● **TASK OBJECTIVE**:
Your task is to repeat the lines below exactly, excluding any pictures they contain.

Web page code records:
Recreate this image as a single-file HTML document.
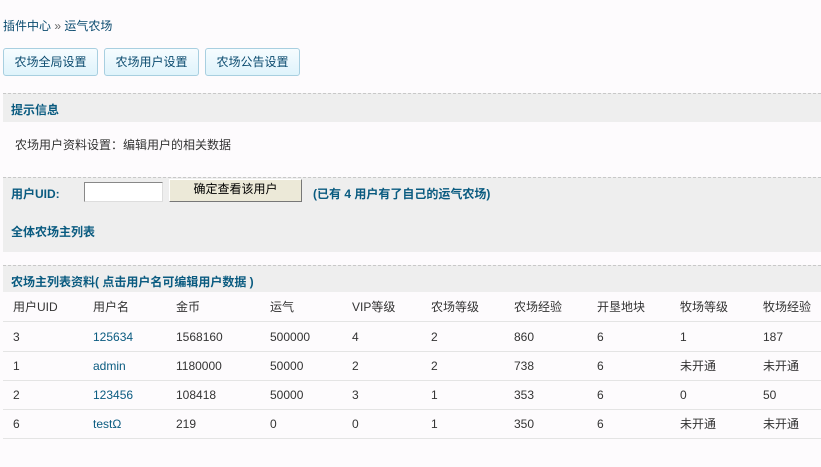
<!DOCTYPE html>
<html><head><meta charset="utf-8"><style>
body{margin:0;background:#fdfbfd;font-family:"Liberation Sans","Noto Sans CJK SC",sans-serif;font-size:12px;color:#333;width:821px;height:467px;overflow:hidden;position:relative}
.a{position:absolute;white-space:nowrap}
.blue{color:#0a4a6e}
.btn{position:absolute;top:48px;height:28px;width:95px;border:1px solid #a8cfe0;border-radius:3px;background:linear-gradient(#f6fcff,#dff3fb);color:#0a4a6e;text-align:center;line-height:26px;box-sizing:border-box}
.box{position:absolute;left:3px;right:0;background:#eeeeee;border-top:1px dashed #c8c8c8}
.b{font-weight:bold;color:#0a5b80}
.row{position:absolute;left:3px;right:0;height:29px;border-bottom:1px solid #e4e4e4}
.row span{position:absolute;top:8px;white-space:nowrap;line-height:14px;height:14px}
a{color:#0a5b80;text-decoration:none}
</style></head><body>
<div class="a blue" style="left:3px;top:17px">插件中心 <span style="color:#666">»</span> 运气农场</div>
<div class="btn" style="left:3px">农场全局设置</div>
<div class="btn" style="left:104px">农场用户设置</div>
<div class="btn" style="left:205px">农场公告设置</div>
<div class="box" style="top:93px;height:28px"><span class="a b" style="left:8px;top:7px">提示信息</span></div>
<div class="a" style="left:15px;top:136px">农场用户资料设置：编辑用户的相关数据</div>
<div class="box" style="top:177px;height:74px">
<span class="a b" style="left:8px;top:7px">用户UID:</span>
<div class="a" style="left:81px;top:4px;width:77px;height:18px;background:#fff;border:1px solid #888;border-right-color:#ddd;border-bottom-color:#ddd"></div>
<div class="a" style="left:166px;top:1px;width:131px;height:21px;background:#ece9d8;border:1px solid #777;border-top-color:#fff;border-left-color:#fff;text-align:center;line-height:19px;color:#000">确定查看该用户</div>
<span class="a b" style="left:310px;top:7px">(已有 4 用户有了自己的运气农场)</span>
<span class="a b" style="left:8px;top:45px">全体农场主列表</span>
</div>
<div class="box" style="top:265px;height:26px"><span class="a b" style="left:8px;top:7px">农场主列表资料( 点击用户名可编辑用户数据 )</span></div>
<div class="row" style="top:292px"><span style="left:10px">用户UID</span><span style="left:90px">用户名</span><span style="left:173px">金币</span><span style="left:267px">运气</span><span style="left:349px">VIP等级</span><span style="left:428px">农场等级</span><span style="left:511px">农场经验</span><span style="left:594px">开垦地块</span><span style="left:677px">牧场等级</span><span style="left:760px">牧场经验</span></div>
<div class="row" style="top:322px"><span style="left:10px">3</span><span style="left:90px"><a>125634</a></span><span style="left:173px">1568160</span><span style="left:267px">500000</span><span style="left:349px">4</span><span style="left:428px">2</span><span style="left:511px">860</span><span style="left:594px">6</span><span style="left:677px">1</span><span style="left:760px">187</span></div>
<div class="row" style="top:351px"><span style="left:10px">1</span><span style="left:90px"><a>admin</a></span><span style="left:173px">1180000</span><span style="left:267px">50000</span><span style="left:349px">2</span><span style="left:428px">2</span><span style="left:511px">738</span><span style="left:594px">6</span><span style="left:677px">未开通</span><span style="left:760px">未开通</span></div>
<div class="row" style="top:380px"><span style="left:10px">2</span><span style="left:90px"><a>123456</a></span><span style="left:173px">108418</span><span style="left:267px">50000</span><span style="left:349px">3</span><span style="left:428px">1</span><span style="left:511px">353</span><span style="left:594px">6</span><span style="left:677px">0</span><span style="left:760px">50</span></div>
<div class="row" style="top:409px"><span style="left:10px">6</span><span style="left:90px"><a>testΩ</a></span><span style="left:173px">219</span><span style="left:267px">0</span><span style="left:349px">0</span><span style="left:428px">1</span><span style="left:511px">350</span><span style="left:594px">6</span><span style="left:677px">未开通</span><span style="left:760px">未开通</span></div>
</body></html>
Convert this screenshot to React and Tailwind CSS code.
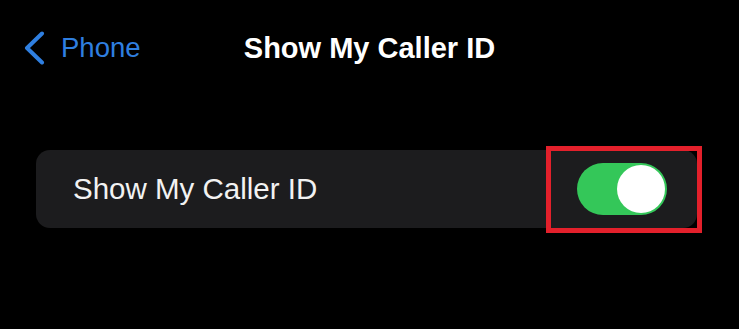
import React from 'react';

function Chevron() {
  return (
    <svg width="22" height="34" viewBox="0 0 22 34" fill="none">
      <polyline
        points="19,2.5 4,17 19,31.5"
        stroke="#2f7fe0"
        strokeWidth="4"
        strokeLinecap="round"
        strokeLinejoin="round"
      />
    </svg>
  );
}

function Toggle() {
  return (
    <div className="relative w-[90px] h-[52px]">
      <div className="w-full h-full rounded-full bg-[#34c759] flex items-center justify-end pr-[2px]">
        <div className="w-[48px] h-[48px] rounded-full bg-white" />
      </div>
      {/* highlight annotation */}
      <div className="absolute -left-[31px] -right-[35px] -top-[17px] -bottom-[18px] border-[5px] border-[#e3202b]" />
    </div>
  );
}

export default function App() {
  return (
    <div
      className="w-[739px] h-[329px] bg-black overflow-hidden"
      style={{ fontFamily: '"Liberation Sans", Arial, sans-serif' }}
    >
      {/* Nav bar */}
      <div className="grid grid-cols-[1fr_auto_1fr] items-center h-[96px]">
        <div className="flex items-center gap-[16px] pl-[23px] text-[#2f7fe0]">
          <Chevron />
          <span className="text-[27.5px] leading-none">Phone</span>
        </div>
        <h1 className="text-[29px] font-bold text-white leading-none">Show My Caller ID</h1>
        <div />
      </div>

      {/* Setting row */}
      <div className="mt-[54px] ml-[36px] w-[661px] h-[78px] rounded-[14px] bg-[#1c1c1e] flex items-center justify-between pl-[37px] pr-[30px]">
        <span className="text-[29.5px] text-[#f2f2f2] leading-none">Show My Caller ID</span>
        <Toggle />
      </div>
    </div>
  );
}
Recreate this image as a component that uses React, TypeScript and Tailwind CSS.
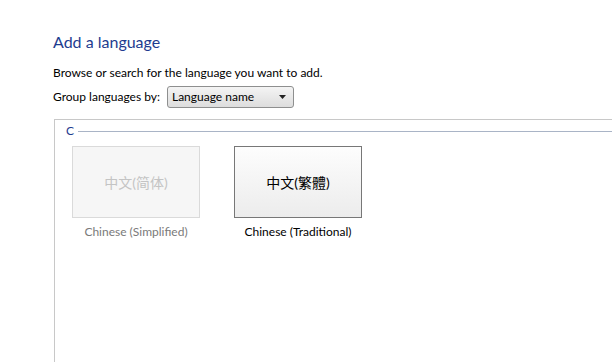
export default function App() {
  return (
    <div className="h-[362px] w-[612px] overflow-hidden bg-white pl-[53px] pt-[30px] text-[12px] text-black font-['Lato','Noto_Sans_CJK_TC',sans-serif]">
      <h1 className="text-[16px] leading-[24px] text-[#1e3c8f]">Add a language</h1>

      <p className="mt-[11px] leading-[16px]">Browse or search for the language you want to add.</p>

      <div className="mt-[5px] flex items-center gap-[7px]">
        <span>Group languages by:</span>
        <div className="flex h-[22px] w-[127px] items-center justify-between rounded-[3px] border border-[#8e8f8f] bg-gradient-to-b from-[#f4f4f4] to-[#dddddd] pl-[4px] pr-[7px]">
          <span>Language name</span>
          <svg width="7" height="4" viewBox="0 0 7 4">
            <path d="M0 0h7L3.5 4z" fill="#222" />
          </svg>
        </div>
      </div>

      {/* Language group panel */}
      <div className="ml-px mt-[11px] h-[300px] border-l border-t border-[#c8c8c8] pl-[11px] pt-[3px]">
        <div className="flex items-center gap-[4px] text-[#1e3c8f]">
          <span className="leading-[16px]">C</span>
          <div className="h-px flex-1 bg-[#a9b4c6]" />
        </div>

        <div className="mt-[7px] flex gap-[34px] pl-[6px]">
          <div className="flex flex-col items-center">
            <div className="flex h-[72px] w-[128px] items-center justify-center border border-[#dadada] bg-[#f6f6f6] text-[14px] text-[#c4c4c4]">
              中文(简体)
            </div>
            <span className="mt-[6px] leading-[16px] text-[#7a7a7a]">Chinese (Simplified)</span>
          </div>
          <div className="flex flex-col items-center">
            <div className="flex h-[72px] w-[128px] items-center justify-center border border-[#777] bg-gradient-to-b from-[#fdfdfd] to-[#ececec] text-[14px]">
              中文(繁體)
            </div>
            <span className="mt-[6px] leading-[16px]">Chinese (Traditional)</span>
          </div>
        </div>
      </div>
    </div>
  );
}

● **RESPONSE FOR THIS EXERCISE**:
Recreate this image as a single-file HTML document.
<!DOCTYPE html>
<html><head><meta charset="utf-8"><style>
body{margin:0;background:#fdfbfd;font-family:"Liberation Sans","Noto Sans CJK SC",sans-serif;font-size:12px;color:#333;width:821px;height:467px;overflow:hidden;position:relative}
.a{position:absolute;white-space:nowrap}
.blue{color:#0a4a6e}
.btn{position:absolute;top:48px;height:28px;width:95px;border:1px solid #a8cfe0;border-radius:3px;background:linear-gradient(#f6fcff,#dff3fb);color:#0a4a6e;text-align:center;line-height:26px;box-sizing:border-box}
.box{position:absolute;left:3px;right:0;background:#eeeeee;border-top:1px dashed #c8c8c8}
.b{font-weight:bold;color:#0a5b80}
.row{position:absolute;left:3px;right:0;height:29px;border-bottom:1px solid #e4e4e4}
.row span{position:absolute;top:8px;white-space:nowrap;line-height:14px;height:14px}
a{color:#0a5b80;text-decoration:none}
</style></head><body>
<div class="a blue" style="left:3px;top:17px">插件中心 <span style="color:#666">»</span> 运气农场</div>
<div class="btn" style="left:3px">农场全局设置</div>
<div class="btn" style="left:104px">农场用户设置</div>
<div class="btn" style="left:205px">农场公告设置</div>
<div class="box" style="top:93px;height:28px"><span class="a b" style="left:8px;top:7px">提示信息</span></div>
<div class="a" style="left:15px;top:136px">农场用户资料设置：编辑用户的相关数据</div>
<div class="box" style="top:177px;height:74px">
<span class="a b" style="left:8px;top:7px">用户UID:</span>
<div class="a" style="left:81px;top:4px;width:77px;height:18px;background:#fff;border:1px solid #888;border-right-color:#ddd;border-bottom-color:#ddd"></div>
<div class="a" style="left:166px;top:1px;width:131px;height:21px;background:#ece9d8;border:1px solid #777;border-top-color:#fff;border-left-color:#fff;text-align:center;line-height:19px;color:#000">确定查看该用户</div>
<span class="a b" style="left:310px;top:7px">(已有 4 用户有了自己的运气农场)</span>
<span class="a b" style="left:8px;top:45px">全体农场主列表</span>
</div>
<div class="box" style="top:265px;height:26px"><span class="a b" style="left:8px;top:7px">农场主列表资料( 点击用户名可编辑用户数据 )</span></div>
<div class="row" style="top:292px"><span style="left:10px">用户UID</span><span style="left:90px">用户名</span><span style="left:173px">金币</span><span style="left:267px">运气</span><span style="left:349px">VIP等级</span><span style="left:428px">农场等级</span><span style="left:511px">农场经验</span><span style="left:594px">开垦地块</span><span style="left:677px">牧场等级</span><span style="left:760px">牧场经验</span></div>
<div class="row" style="top:322px"><span style="left:10px">3</span><span style="left:90px"><a>125634</a></span><span style="left:173px">1568160</span><span style="left:267px">500000</span><span style="left:349px">4</span><span style="left:428px">2</span><span style="left:511px">860</span><span style="left:594px">6</span><span style="left:677px">1</span><span style="left:760px">187</span></div>
<div class="row" style="top:351px"><span style="left:10px">1</span><span style="left:90px"><a>admin</a></span><span style="left:173px">1180000</span><span style="left:267px">50000</span><span style="left:349px">2</span><span style="left:428px">2</span><span style="left:511px">738</span><span style="left:594px">6</span><span style="left:677px">未开通</span><span style="left:760px">未开通</span></div>
<div class="row" style="top:380px"><span style="left:10px">2</span><span style="left:90px"><a>123456</a></span><span style="left:173px">108418</span><span style="left:267px">50000</span><span style="left:349px">3</span><span style="left:428px">1</span><span style="left:511px">353</span><span style="left:594px">6</span><span style="left:677px">0</span><span style="left:760px">50</span></div>
<div class="row" style="top:409px"><span style="left:10px">6</span><span style="left:90px"><a>testΩ</a></span><span style="left:173px">219</span><span style="left:267px">0</span><span style="left:349px">0</span><span style="left:428px">1</span><span style="left:511px">350</span><span style="left:594px">6</span><span style="left:677px">未开通</span><span style="left:760px">未开通</span></div>
</body></html>
Convert this screenshot to React and Tailwind CSS code.
import React from 'react';

function Chevron() {
  return (
    <svg width="22" height="34" viewBox="0 0 22 34" fill="none">
      <polyline
        points="19,2.5 4,17 19,31.5"
        stroke="#2f7fe0"
        strokeWidth="4"
        strokeLinecap="round"
        strokeLinejoin="round"
      />
    </svg>
  );
}

function Toggle() {
  return (
    <div className="relative w-[90px] h-[52px]">
      <div className="w-full h-full rounded-full bg-[#34c759] flex items-center justify-end pr-[2px]">
        <div className="w-[48px] h-[48px] rounded-full bg-white" />
      </div>
      {/* highlight annotation */}
      <div className="absolute -left-[31px] -right-[35px] -top-[17px] -bottom-[18px] border-[5px] border-[#e3202b]" />
    </div>
  );
}

export default function App() {
  return (
    <div
      className="w-[739px] h-[329px] bg-black overflow-hidden"
      style={{ fontFamily: '"Liberation Sans", Arial, sans-serif' }}
    >
      {/* Nav bar */}
      <div className="grid grid-cols-[1fr_auto_1fr] items-center h-[96px]">
        <div className="flex items-center gap-[16px] pl-[23px] text-[#2f7fe0]">
          <Chevron />
          <span className="text-[27.5px] leading-none">Phone</span>
        </div>
        <h1 className="text-[29px] font-bold text-white leading-none">Show My Caller ID</h1>
        <div />
      </div>

      {/* Setting row */}
      <div className="mt-[54px] ml-[36px] w-[661px] h-[78px] rounded-[14px] bg-[#1c1c1e] flex items-center justify-between pl-[37px] pr-[30px]">
        <span className="text-[29.5px] text-[#f2f2f2] leading-none">Show My Caller ID</span>
        <Toggle />
      </div>
    </div>
  );
}
Recreate this image as a component that uses React, TypeScript and Tailwind CSS.
export default function App() {
  return (
    <div className="h-[362px] w-[612px] overflow-hidden bg-white pl-[53px] pt-[30px] text-[12px] text-black font-['Lato','Noto_Sans_CJK_TC',sans-serif]">
      <h1 className="text-[16px] leading-[24px] text-[#1e3c8f]">Add a language</h1>

      <p className="mt-[11px] leading-[16px]">Browse or search for the language you want to add.</p>

      <div className="mt-[5px] flex items-center gap-[7px]">
        <span>Group languages by:</span>
        <div className="flex h-[22px] w-[127px] items-center justify-between rounded-[3px] border border-[#8e8f8f] bg-gradient-to-b from-[#f4f4f4] to-[#dddddd] pl-[4px] pr-[7px]">
          <span>Language name</span>
          <svg width="7" height="4" viewBox="0 0 7 4">
            <path d="M0 0h7L3.5 4z" fill="#222" />
          </svg>
        </div>
      </div>

      {/* Language group panel */}
      <div className="ml-px mt-[11px] h-[300px] border-l border-t border-[#c8c8c8] pl-[11px] pt-[3px]">
        <div className="flex items-center gap-[4px] text-[#1e3c8f]">
          <span className="leading-[16px]">C</span>
          <div className="h-px flex-1 bg-[#a9b4c6]" />
        </div>

        <div className="mt-[7px] flex gap-[34px] pl-[6px]">
          <div className="flex flex-col items-center">
            <div className="flex h-[72px] w-[128px] items-center justify-center border border-[#dadada] bg-[#f6f6f6] text-[14px] text-[#c4c4c4]">
              中文(简体)
            </div>
            <span className="mt-[6px] leading-[16px] text-[#7a7a7a]">Chinese (Simplified)</span>
          </div>
          <div className="flex flex-col items-center">
            <div className="flex h-[72px] w-[128px] items-center justify-center border border-[#777] bg-gradient-to-b from-[#fdfdfd] to-[#ececec] text-[14px]">
              中文(繁體)
            </div>
            <span className="mt-[6px] leading-[16px]">Chinese (Traditional)</span>
          </div>
        </div>
      </div>
    </div>
  );
}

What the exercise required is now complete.